“Frank Lloyd Wright said, ‘TV is chewing gum for the eyes.’ What are your favourite shows to chew?”
First: This should be my last post on the subject of vision, at least under the prompts of NaBloPoMo (National Blog-Posting Month). Tomorrow, the Metropolitan of the Russian Orthodox Church Outside of Russia is visiting my parish, and I plan to be on hand for that. Readers who are Orthodox will know what a Hierarchical visit entails, and I fully expect to be gone all day. (And for anyone reading this blog who thinks, “Oh, goody, a chance to break in and steal stuff” – nice try. My husband isn’t Orthodox, hates driving in Massachusetts, and won’t be coming with me.)
Frank Lloyd Wright was, as all good architects should be, something of an artist. He appreciated that all media should have, as its goal, the ability to move a person onto another plane, to make one think beyond one’s usual pathways and parameters, to expand one’s experiences, even if only vicariously. For him to comment on television as “chewing gum for the eyes” strikes me as a profound statement, for after all, what is chewing gum? It’s nutritionally devoid. It’s worse for you than ice cream, which at least has some dairy content in it, in addition to all that sugar and fat. Chewing gum has nothing. I guess it stimulates salivary glands, since I see people chewing it everywhere nowadays – I think the last time I had a piece of chewing gum, I was thirteen years old – but I know that when I see people chewing mindlessly, I don’t think much of whatever is going on in their heads.
And the same with television. It doesn’t have a lot going for it, especially nowadays, especially in the USA. That said, there’s really only one show I will only give up during Lent: NCIS. I got into it because I once worked for someone who had been an investigator with the old Naval Investigation Service (now Naval Criminal Investigation Service). I’m well aware that the television show bears very little resemblance to the job my old boss did, and not just because of all the high-tech gadgetry; it’s television, it’s supposed to be escapist and unrealistic.

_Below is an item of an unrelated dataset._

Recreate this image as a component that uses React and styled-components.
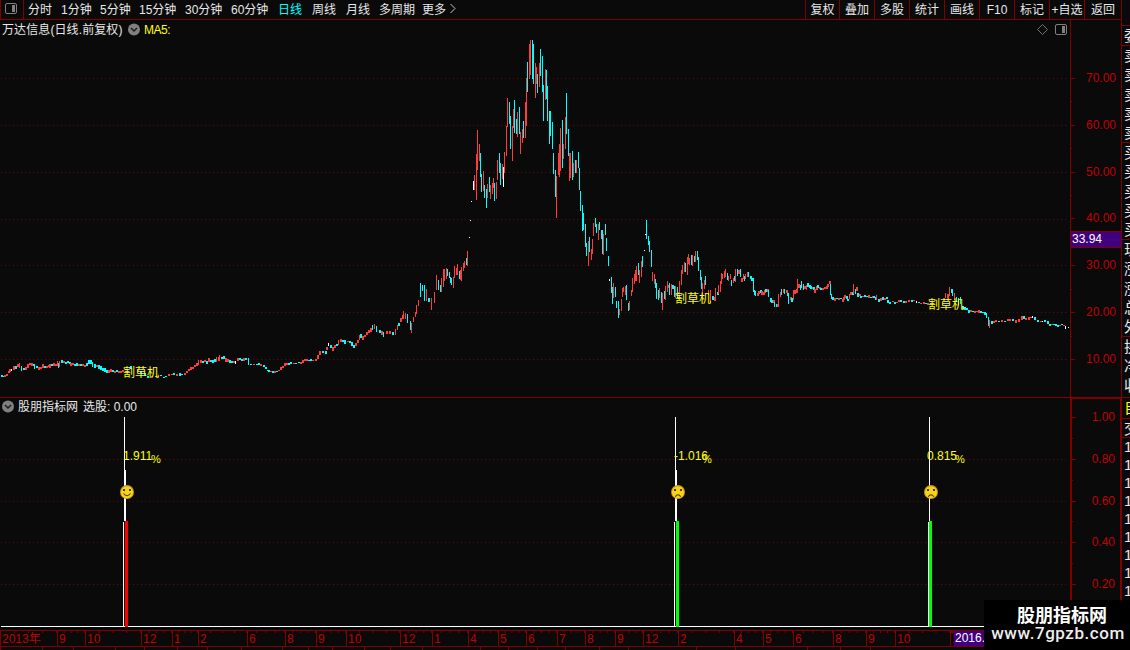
import styled, { createGlobalStyle, css } from "styled-components"

const GlobalStyle = createGlobalStyle`
  * {
    box-sizing: border-box;
  }

  body {
    margin: 0;
    background: #0a0a0a;
    overflow: hidden;
  }
`

const line = "#800000"
const numberRed = "#c00000"
const candleColors = { r: "#ff3c3c", c: "#00ffff", w: "#ffffff" }

// Page
const Page = styled.main`
  position: relative;
  display: flex;
  width: 1130px;
  height: 650px;
  overflow: hidden;
  background: #0a0a0a;
  color: #e8e8e8;
  font: 12px/14px "Liberation Sans", "Noto Sans CJK SC", sans-serif;
  white-space: nowrap;
`

const Workspace = styled.section`
  display: flex;
  flex-direction: column;
  width: 1121px;
`

// Toolbar
const Toolbar = styled.nav`
  display: flex;
  height: 20px;
  border-bottom: 1px solid ${line};
`

const LayoutButton = styled.button`
  display: grid;
  place-content: center;
  width: 24px;
  padding: 0 2px 2px 0;
  background: none;
  border: solid ${line};
  border-width: 0 1px;
`

const PeriodList = styled.div`
  display: flex;
  flex: 1;
  padding: 3px 0 0 4px;
`

const Period = styled.span`
  width: ${(props) => props.$width}px;
  color: ${(props) => (props.$active ? "#00ffff" : "#e8e8e8")};
`

const ToolButton = styled.span`
  width: ${(props) => props.$width || 35}px;
  padding-top: 3px;
  border-left: 1px solid ${line};
  text-align: center;
`

// Chart panes
const MainRow = styled.section`
  display: flex;
  height: 378px;
  border-bottom: 1px solid ${line};
`

const SubRow = styled.section`
  display: flex;
  height: 232px;
`

const Pane = styled.div`
  width: 1070px;

  > svg {
    display: block;
  }
`

const PaneHeader = styled.header`
  display: flex;
  height: ${(props) => props.$height}px;
  padding: ${(props) => props.$padding};

  svg {
    flex: none;
  }
`

const Title = styled.span`
  width: ${(props) => props.$width}px;
  flex: none;
  padding-left: ${(props) => props.$indent || 0}px;
  letter-spacing: ${(props) => props.$spacing || 0}px;
`

const Indicator = styled.span`
  flex: 1;
  padding-left: 4px;
  color: #ffff00;
  letter-spacing: -0.5px;
`

const HeaderIcons = styled.span`
  display: flex;
  gap: 7px;
  padding: 1px 3px 0 0;
`

const Axis = styled.aside`
  position: relative;
  width: 51px;
  border-left: 1px solid ${line};
  padding-top: ${(props) => props.$top}px;
  color: ${numberRed};

  ${(props) =>
    props.$boxed &&
    css`
      border: solid ${line};
      border-width: 1px 1px 0 2px;
    `}
`

const Scale = styled.div`
  position: relative;
  height: ${(props) => props.$step}px;
  padding-right: 5px;
  text-align: right;

  &::before,
  &::after {
    content: "";
    position: absolute;
    left: 0;
    top: 7px;
    width: 4px;
    height: 1px;
    background: ${line};
  }

  &::after {
    top: ${(props) => 7 + props.$step / 2}px;
    width: ${(props) => (props.$last ? 0 : 1)}px;
  }
`

const PriceBadge = styled.span`
  position: absolute;
  left: 0;
  top: 211px;
  width: 50px;
  height: 17px;
  padding-left: 1px;
  background: #400080;
  border: solid ${line};
  border-width: 1px 0;
  color: #ffffff;
`

// Date axis
const DateAxis = styled.footer`
  display: flex;
  height: 17px;
  border: solid ${line};
  border-width: 1px 0;
  color: ${numberRed};
`

const Month = styled.span`
  width: ${(props) => props.$width}px;
  flex: none;
  overflow: hidden;
  padding: 1px 0 0 1px;
  border-left: 1px solid ${line};
  background: linear-gradient(90deg, transparent calc(100% - 1px), ${line} 0) 0 0 / 25% 2px repeat-x;
`

const CurrentDate = styled.span`
  flex: 1;
  padding-left: 1px;
  background: #400080;
  color: #ffffff;
`

const BottomTabs = styled.div`
  display: flex;
  height: 3px;
`

const BottomTab = styled.span`
  width: ${(props) => props.$width}px;
  border-left: 1px solid ${line};
`

// Quote strip, cut off by the window edge
const QuoteStrip = styled.aside`
  width: 9px;
  overflow: hidden;
  border-left: 1px solid ${line};
  padding-top: 25px;
`

const QuoteGroup = styled.div`
  height: ${(props) => props.$height}px;
  border-top: 1px solid ${line};
  padding-left: 2px;
  font-size: 15px;
  line-height: ${(props) => props.$row || 19.3}px;
  color: ${(props) => props.$color || "#e8e8e8"};
`

const QuoteCell = styled.div`
  overflow: hidden;
`

// Watermark
const Watermark = styled.div`
  position: absolute;
  right: 0;
  bottom: 0;
  width: 146px;
  height: 50px;
  padding: 3px 0 0 10px;
  background: #000000;
  text-align: center;
`

const SiteName = styled.div`
  font: bold 18px/22px "Noto Sans CJK SC", sans-serif;
  color: #ffffff;
`

const SiteUrl = styled.div`
  margin-left: -8px;
  font: 500 17px/17px Roboto, sans-serif;
  letter-spacing: 0.55px;
  color: #eeeeee;
`

const periods = [
  ["分时", 33],
  ["1分钟", 39],
  ["5分钟", 39],
  ["15分钟", 46],
  ["30分钟", 46],
  ["60分钟", 47],
  ["日线", 34],
  ["周线", 34],
  ["月线", 33],
  ["多周期", 43],
  ["更多", 28],
]

const tools = ["复权", "叠加", "多股", "统计", "画线", "F10", "标记", "+自选", "返回"]

const months = [
  ["2013年", 57], ["9", 28], ["10", 56], ["12", 31], ["1", 26], ["2", 49], ["6", 38], ["8", 31],
  ["9", 30], ["10", 54], ["12", 32], ["1", 36], ["4", 30], ["5", 28], ["6", 31], ["7", 28],
  ["8", 30], ["9", 28], ["12", 35], ["2", 56], ["4", 29], ["5", 30], ["6", 40], ["8", 33],
  ["9", 29], ["10", 55], ["1", 4],
]

const tabWidths = [42, 31, 42, 29, 33, 30, 34, 41, 26, 24, 32, 26, 32, 58, 28, 29, 28, 34, 29, 68, 39, 72, 33, 30, 200]

const quotes = [
  { height: 20, rows: ["委"] },
  { height: 97, rows: ["卖", "卖", "卖", "卖", "卖"] },
  { height: 97, rows: ["买", "买", "买", "买", "买"] },
  { height: 97, rows: ["现", "涨", "涨", "总", "外"] },
  { height: 61, rows: ["换", "净", "收"] },
  { height: 21, rows: ["自"], color: "#ffff00" },
  { height: 19, rows: ["交"] },
  { height: 180, rows: ["1", "1", "1", "1", "1", "1", "1", "1", "1"], row: 18 },
]

// x, high, low, colour
const candles = `
1 375 377 c,3 376 377 c,4 375 377 r,6 374 376 r,8 371 373 r,9 369 372 r,11 369 371 w,13 366 370 r,15 366 369 c,17 364 367 r,
19 363 368 r,21 366 371 c,23 368 370 c,25 367 370 r,27 364 368 r,29 363 365 r,31 363 366 r,33 364 366 c,34 364 369 c,36 366 368 c,
38 367 370 r,40 367 369 r,42 364 368 r,44 366 368 c,46 366 368 r,48 365 367 r,49 364 368 r,51 364 366 c,53 363 366 r,55 364 366 r,
57 361 366 r,58 363 368 c,59 361 367 r,61 360 363 c,63 361 363 r,65 362 364 c,67 361 363 c,69 362 364 c,70 363 366 r,72 363 365 r,
74 364 366 c,76 363 366 c,78 364 366 r,80 364 366 c,82 364 366 r,84 365 367 r,86 363 366 c,88 360 364 c,90 360 364 c,92 362 367 c,
94 364 368 c,96 365 367 r,98 365 369 c,100 366 370 c,102 368 371 c,104 368 372 c,106 370 373 c,108 370 373 r,110 369 372 r,
112 370 372 c,114 371 373 r,116 370 372 c,118 371 373 r,120 371 373 r,122 370 372 r,130 366 369 c,137 369 371 r,140 371 374 c,
144 373 376 c,147 376 378 c,151 376 377 r,155 376 377 c,157 376 377 r,160 375 376 c,163 377 378 c,165 376 377 c,168 374 376 r,
171 374 375 r,173 373 375 c,176 374 376 r,179 373 376 c,181 374 375 c,184 373 375 r,186 371 373 r,188 369 371 r,190 367 370 r,
192 367 369 r,194 365 367 r,196 363 366 r,198 360 365 r,200 360 363 r,202 361 363 c,204 360 362 r,206 361 364 c,208 358 362 r,
210 360 362 c,212 360 363 c,214 359 362 c,216 357 362 r,218 357 361 r,219 355 361 r,221 357 359 c,223 356 359 c,225 358 362 r,
227 359 362 r,229 360 363 c,231 361 363 c,233 361 363 r,235 361 364 w,237 358 361 r,239 358 360 c,241 359 361 c,243 358 361 r,
245 358 360 c,248 358 365 c,250 364 365 c,253 364 365 r,256 364 365 c,258 363 365 c,260 364 366 r,263 365 367 c,265 367 369 c,
267 370 371 c,268 370 372 c,270 371 372 r,272 371 373 c,274 371 373 r,276 371 372 c,278 370 371 r,280 367 370 r,282 366 368 r,
284 363 366 r,286 363 365 r,288 363 365 c,290 362 364 c,293 363 364 r,295 363 364 c,298 362 363 c,300 362 364 r,302 360 363 r,
304 359 361 r,306 359 361 r,308 360 361 c,310 359 361 c,312 360 361 r,315 359 361 r,317 355 359 r,319 351 355 r,322 351 353 c,
325 351 354 c,326 347 350 r,328 343 346 w,330 345 348 c,332 347 351 r,334 345 348 r,336 344 346 c,338 340 345 r,340 339 342 r,
342 340 342 c,344 340 344 c,347 341 342 r,349 341 343 c,351 342 346 c,353 345 348 c,355 343 346 r,357 340 343 r,359 335 340 r,
360 334 338 c,362 336 340 r,364 335 337 r,366 332 335 r,368 330 333 r,370 328 332 r,372 325 330 c,374 324 329 r,376 326 332 c,
379 330 333 c,381 331 335 r,383 332 337 c,386 331 334 r,389 331 334 r,392 332 335 c,395 329 335 r,397 325 330 r,398 323 326 c,
400 318 322 r,402 315 319 r,403 311 317 r,405 313 319 r,407 314 323 c,410 321 330 c,411 323 333 r,413 317 322 r,415 312 317 r,
416 305 314 r,418 300 306 r,420 283 297 c,422 285 291 c,424 285 301 c,426 289 301 r,428 298 302 c,431 298 310 r,434 292 303 r,
436 275 290 r,438 280 290 c,440 285 292 c,441 278 292 r,443 269 287 r,444 269 281 r,446 268 279 r,447 269 276 c,449 272 278 c,
450 277 283 c,451 278 285 c,453 277 288 r,454 266 278 r,456 268 275 r,457 264 275 r,459 271 279 c,460 270 280 r,461 267 281 r,
463 263 271 r,464 261 268 r,466 258 265 c,467 251 266 r,469 237 238 w,470 220 221 w,471 201 202 w,473 181 190 w,474 175 190 r,
476 154 200 r,477 130 170 r,479 144 161 r,480 153 177 c,481 174 192 c,483 171 191 r,484 185 198 c,486 189 208 c,487 184 198 r,
489 177 192 c,490 185 199 r,492 183 194 r,493 178 188 r,494 183 201 c,496 182 199 r,497 160 180 r,499 153 173 c,500 163 185 c,
502 164 179 r,503 167 187 w,504 152 173 r,506 126 156 r,507 98 127 r,509 102 124 c,510 116 149 c,512 126 161 r,513 109 128 r,
514 100 133 c,516 119 134 c,517 112 137 r,519 107 134 c,520 132 154 r,522 129 143 r,523 121 138 c,525 102 138 r,526 78 126 r,
527 62 92 c,529 44 79 r,530 40 75 r,532 40 79 c,533 44 84 c,535 63 98 r,536 67 84 r,537 74 93 c,539 63 87 r,540 49 76 c,
542 56 92 c,543 85 121 c,545 69 100 r,546 70 99 c,547 86 121 c,549 111 144 c,550 111 136 c,552 122 149 c,553 153 174 c,
555 170 197 c,556 176 218 r,558 153 175 r,559 144 177 r,560 128 171 r,562 120 168 c,563 144 159 r,565 117 149 r,566 93 134 c,
568 129 156 c,569 153 181 r,570 153 178 r,572 151 180 c,573 163 177 r,575 160 173 c,576 160 173 r,578 152 168 c,579 168 190 c,
580 191 211 c,582 205 231 c,583 213 230 c,585 224 247 c,586 243 256 c,588 241 266 r,589 237 252 c,591 249 260 r,592 239 254 r,
593 223 236 r,595 218 227 c,596 224 233 c,598 224 240 r,599 222 230 c,601 230 239 c,602 230 254 c,603 234 255 r,605 224 235 c,
606 238 251 c,608 256 266 c,609 279 281 w,611 277 293 c,612 287 304 c,613 283 298 r,615 287 297 c,616 301 308 c,618 301 318 c,
619 309 315 r,621 299 311 r,622 288 297 r,623 287 292 r,625 286 295 r,626 285 300 c,628 303 311 c,629 301 310 r,631 290 296 r,
632 278 292 r,634 274 284 r,635 270 281 r,636 266 281 r,638 263 275 c,639 270 283 r,641 261 277 r,642 256 267 c,644 250 251 w,
645 234 235 w,646 220 239 c,648 236 245 c,649 241 252 c,651 250 267 c,652 272 281 r,654 274 284 r,655 279 288 c,656 283 299 c,
658 290 300 c,659 288 298 r,661 292 303 c,662 293 310 r,664 291 299 c,665 286 300 r,667 281 292 r,668 285 288 r,669 283 295 c,
671 284 295 r,672 285 289 c,674 286 297 c,675 286 298 r,677 287 298 c,679 281 292 r,681 270 285 r,682 265 274 r,684 262 272 r,
685 263 272 c,687 257 275 r,688 254 264 r,689 258 265 r,691 255 265 c,692 255 266 r,694 256 262 c,695 251 262 r,697 251 260 c,
698 257 271 c,700 270 280 c,701 277 289 c,702 283 300 r,704 280 289 r,705 276 285 c,708 290 295 r,710 290 303 r,712 296 300 c,
714 297 301 r,715 288 297 r,717 292 295 c,718 285 294 r,720 281 292 r,721 273 284 r,722 274 279 r,724 271 278 r,725 269 277 r,
727 273 280 c,728 276 281 r,730 274 279 r,731 280 286 c,733 278 283 r,734 276 281 c,735 269 282 r,737 269 276 c,738 270 274 r,
740 269 277 c,741 278 282 r,743 274 279 r,744 276 281 c,745 274 279 r,747 272 277 r,748 272 277 c,750 276 279 c,751 278 281 c,
753 278 292 c,754 290 295 c,755 291 296 c,757 293 296 r,758 291 294 r,760 290 293 c,761 291 295 r,763 292 295 r,764 290 293 r,
765 289 292 c,767 289 292 r,768 290 297 c,770 298 302 c,771 300 303 c,773 300 303 r,774 302 307 c,776 304 307 c,777 304 307 r,
778 294 306 r,780 292 297 r,781 289 295 c,783 289 293 r,784 289 294 c,786 290 293 r,787 293 296 c,788 295 304 c,790 297 300 r,
791 298 302 c,793 290 300 r,794 290 294 r,796 289 293 r,797 279 293 r,798 284 288 r,800 285 290 c,801 281 288 c,803 284 290 c,
804 286 289 r,806 285 290 r,807 283 287 c,809 285 288 c,810 286 289 c,812 287 289 r,813 287 290 c,814 289 293 r,816 286 290 r,
817 285 288 c,819 287 289 r,820 288 290 c,822 288 290 r,824 287 289 r,826 286 289 r,827 284 287 r,829 281 284 r,830 284 295 c,
831 294 299 c,832 297 300 c,834 298 301 r,836 298 299 c,838 298 300 r,840 298 299 c,842 299 302 r,843 297 300 r,844 295 298 r,
846 296 299 c,847 299 301 c,849 294 299 r,850 292 295 r,852 292 295 c,853 284 294 r,855 289 294 c,856 287 291 r,857 293 297 c,
859 294 296 r,860 296 298 c,862 296 297 r,864 295 297 c,866 296 297 c,868 295 298 r,870 297 298 c,872 296 298 r,873 296 298 c,
875 297 300 c,876 295 300 r,878 299 302 c,880 298 301 r,882 297 300 c,884 298 300 r,886 297 299 c,887 300 303 c,889 302 304 c,
892 301 302 r,894 302 304 c,896 302 303 r,898 300 302 r,900 300 302 c,903 301 303 c,905 301 303 r,908 300 302 r,911 300 302 c,
913 300 301 r,916 301 303 w,918 302 303 c,920 303 304 r,923 302 304 r,925 303 304 c,927 303 305 r,945 293 298 r,947 294 298 r,
949 287 296 r,951 289 293 c,952 290 296 c,954 293 300 r,956 297 302 c,958 298 305 c,960 297 304 c,962 306 309 c,964 307 310 c,
966 308 310 c,968 310 313 c,970 310 312 r,972 311 312 c,974 311 313 r,976 311 312 r,978 310 313 r,980 311 313 c,982 312 313 c,
984 312 315 c,986 313 318 c,988 317 326 c,989 320 328 r,991 321 324 c,993 321 323 r,995 320 322 r,998 321 322 c,1001 320 322 r,
1004 321 322 c,1007 319 321 r,1009 319 321 r,1012 319 321 c,1015 320 323 r,1018 319 322 r,1021 316 320 r,1023 316 319 c,
1025 318 320 r,1028 317 320 r,1030 317 318 r,1032 316 318 w,1034 317 320 c,1037 320 322 c,1040 321 322 r,1042 321 322 w,
1044 320 322 c,1047 321 324 c,1049 324 326 c,1051 324 325 r,1053 324 325 c,1055 324 326 c,1057 325 327 c,1059 325 326 r,
1061 324 325 c,1063 325 326 r,1065 326 329 w,1068 327 328 w`
  .split(",")
  .map((entry) => entry.trim().split(" "))

// flat days show mostly as the open and close marks, so they are drawn wider
const candleWidth = (range, color) => (range <= 4 && color !== "w" ? 2 : 1)

const mowers = [
  [123, 377],
  [675, 303],
  [928, 309],
]

const signals = [
  { x: 124, label: "1.911", labelX: 123, percentX: 151, faceX: 127, thick: true, color: "#ff0000", barX: 125, happy: true },
  { x: 675, label: "-1.016", labelX: 674, percentX: 702, faceX: 678, thick: true, color: "#00ff00", barX: 676 },
  { x: 929, label: "0.815", labelX: 927, percentX: 955, faceX: 931, color: "#00ff00", barX: 929 },
]

const GridLine = ({ y }) => (
  <line x1="1" x2="1067" y1={y + 0.5} y2={y + 0.5} stroke="#600808" strokeDasharray="1 3" />
)

const CollapseIcon = () => (
  <svg width="12" height="14" viewBox="0 0 12 14">
    <circle cx="6" cy="6.5" r="6" fill="#808080" />
    <path d="M3 5l3 3 3-3" fill="none" stroke="#1c1c1c" strokeWidth="1.5" />
  </svg>
)

const PanelIcon = () => (
  <svg width="12" height="11" viewBox="0 0 12 11">
    <rect x="0.5" y="0.5" width="11" height="10" rx="1.5" fill="none" stroke="#808080" />
    <rect x="7" y="2" width="3" height="7" fill="#808080" />
  </svg>
)

const Face = ({ x, happy }) => (
  <g transform={`translate(${x} 492)`}>
    <circle r="7" fill="#c99a0c" />
    <circle r="6" cy="0.3" fill="#f6d21c" />
    <rect x="-4" y="-3" width="2" height="2" fill="#4a3a00" />
    <rect x="2" y="-3" width="2" height="2" fill="#4a3a00" />
    <path d={happy ? "M-3.5 1.5Q0 6 3.5 1.5" : "M-2.8 4.8Q0 0.8 2.8 4.8"} fill="none" stroke="#4a3a00" strokeWidth="1.1" />
  </g>
)

const PriceChart = () => (
  <svg width="1070" height="357" viewBox="0 40 1070 357">
    {[78, 125, 172, 219, 265, 312, 359].map((y) => (
      <GridLine key={y} y={y} />
    ))}
    <g shapeRendering="crispEdges">
      {candles.map(([x, high, low, color]) => (
        <rect key={x} x={x} y={high} width={candleWidth(low - high, color)} height={low - high} fill={candleColors[color]} />
      ))}
    </g>
    {mowers.map(([x, y]) => (
      <text key={x} x={x} y={y} fill="#ffff00">割草机</text>
    ))}
  </svg>
)

const SignalChart = () => (
  <svg width="1070" height="214" viewBox="0 416 1070 214">
    {[459, 501, 542, 584].map((y) => (
      <GridLine key={y} y={y} />
    ))}
    <rect x="1" y="626" width="1069" height="1" fill="#ffffff" />
    {signals.map((signal) => (
      <g key={signal.x}>
        <rect x={signal.x} y="417" width="1" height="104" fill="#ffffff" />
        {signal.thick && <rect x={signal.x} y="470" width="2" height="51" fill="#ffffff" />}
        <rect x={signal.x - 1} y="522" width="1" height="105" fill="#ffffff" />
        <rect x={signal.barX} y="521" width="3" height="106" fill={signal.color} />
        <Face x={signal.faceX} happy={signal.happy} />
        <text x={signal.labelX} y="460" fill="#ffff00">{signal.label}</text>
        <text x={signal.percentX} y="463" fill="#ffff00" fontSize="11">%</text>
      </g>
    ))}
  </svg>
)

function App() {
  return (
    <>
      <GlobalStyle />
      <Page>
        <Workspace>
          <Toolbar>
            <LayoutButton><PanelIcon /></LayoutButton>
            <PeriodList>
              {periods.map(([name, width]) => (
                <Period key={name} $width={width} $active={name === "日线"}>{name}</Period>
              ))}
              <svg width="6" height="12" viewBox="0 0 6 12">
                <path d="M0.5 1l4.5 4.5-4.5 4.5" fill="none" stroke="#c8c8c8" />
              </svg>
            </PeriodList>
            {tools.map((name, index) => (
              <ToolButton key={name} $width={index === 0 ? 34 : index === 8 ? 37 : 35}>{name}</ToolButton>
            ))}
          </Toolbar>

          <MainRow>
            <Pane>
              <PaneHeader $height={20} $padding="3px 0 0 2px">
                <Title $width={126} $spacing={0.1}>万达信息(日线.前复权)</Title>
                <CollapseIcon />
                <Indicator>MA5:</Indicator>
                <HeaderIcons>
                  <svg width="11" height="12" viewBox="0 0 11 12">
                    <path d="M5.5 0.5l5 5-5 5-5-5z" fill="none" stroke="#707070" />
                  </svg>
                  <PanelIcon />
                </HeaderIcons>
              </PaneHeader>
              <PriceChart />
            </Pane>
            <Axis $top={51}>
              {["70.00", "60.00", "50.00", "40.00", "30.00", "20.00", "10.00"].map((value) => (
                <Scale key={value} $step={46.83} $last={value === "10.00"}>{value}</Scale>
              ))}
              <PriceBadge>33.94</PriceBadge>
            </Axis>
          </MainRow>

          <SubRow>
            <Pane>
              <PaneHeader $height={18} $padding="2px 0 0 2px">
                <CollapseIcon />
                <Title $width={69} $indent={4}>股朋指标网</Title>
                <Title>选股: 0.00</Title>
              </PaneHeader>
              <SignalChart />
            </Pane>
            <Axis $boxed $top={11}>
              {["1.00", "0.80", "0.60", "0.40", "0.20"].map((value) => (
                <Scale key={value} $step={41.78} $last={value === "0.20"}>{value}</Scale>
              ))}
            </Axis>
          </SubRow>

          <DateAxis>
            {months.map(([name, width], index) => (
              <Month key={index} $width={width}>{name}</Month>
            ))}
            <CurrentDate>2016.</CurrentDate>
          </DateAxis>
          <BottomTabs>
            {tabWidths.map((width, index) => (
              <BottomTab key={index} $width={width} />
            ))}
          </BottomTabs>
        </Workspace>

        <QuoteStrip>
          {quotes.map((group, index) => (
            <QuoteGroup key={index} $height={group.height} $color={group.color} $row={group.row}>
              {group.rows.map((row, rowIndex) => (
                <QuoteCell key={rowIndex}>{row}</QuoteCell>
              ))}
            </QuoteGroup>
          ))}
        </QuoteStrip>

        <Watermark>
          <SiteName>股朋指标网</SiteName>
          <SiteUrl>www.7gpzb.com</SiteUrl>
        </Watermark>
      </Page>
    </>
  )
}

export default App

But there are a number of cultural gags that I just can’t resist. Primary among them is the “family” aspect. The show is billed as being like “one big dysfunctional family,” and that about describes my family, too. Abby is my little sister to the life (except for being a goth). McGee is just like the oldest of my younger brothers, and Tony is definitely my nosy middle brother (the now-retired Treasury agent, so at least his bratty nosiness did serve a useful purpose n his life). (In case you’re reading this, Donald, that was a compliment.) Jimmy Palmer, the assistant medical examiner, is a lot like my youngest brother, who also has a very weird sense of humor, and to whom I owe my use of the word “distructions” as a cross between “directions” and “instructions.” Ziva is me. Definitely.
One of the other, really funny, aspects of this show is the generation gap. Every once in so often, they’ll run a show where the electricity goes out in the building, and all the high-tech gadgetry fails. The young people will start talking about “where will we find a dinosaur to figure out how to do this” – and up pops their boss, who not only knows how to get the job done, but also how to operate the ancient equipment that people of my generation always used. And in his ability to pop up seemingly out of nowhere, especially just as a young staff member makes a rude observation about him, Gibbs is just like everyone’s dad or mom, with the eyes in the back of his head. Ducky, the medical examiner, is like a kindly old grandfather with an endless well of stories, all delivered in an inimitable bumbling-old-Scot style – but his job expertise is unparalleled, and his knowledge of and comments on the dark recesses of the human mind, which result in the necessity for his job, are trenchant.
I miss that kind of family, all arguing with each other endlessly, tormenting one another with truly stupid gags, but all pulling together to get the work done. And caring about one another – that comes through very clearly, episode after episode. When one has a crisis, all the rest rally around him. When one is in danger, all the rest go all out to rescue her. Last season ended darkly, with the destruction of NCIS headquarters, and this season, the office “mascot,” Abby, is having trouble getting back to her usual upbeat self – I was reminded of the trauma so many of us felt around 9/11, and I wonder if this season will be a way of exploring that and helping people to find ways to slot it into perspective, so that we never forget – but can still go on with living.
So for me, this show has depth and perspective, definitely not chewing-gum material. It feeds a part of me that would otherwise go neglected, the point in time where my brothers and sister and all our cousins lived within a few blocks of one another, the part where we were Together.
There are other shows I watch – All Creatures Great and Small, primarily, Mystery! occasionally, and I do wish that the British television series around the Miss Read books would be imported, as that would be nourishing in a different way. But to get back to my Roots – NCIS, every time.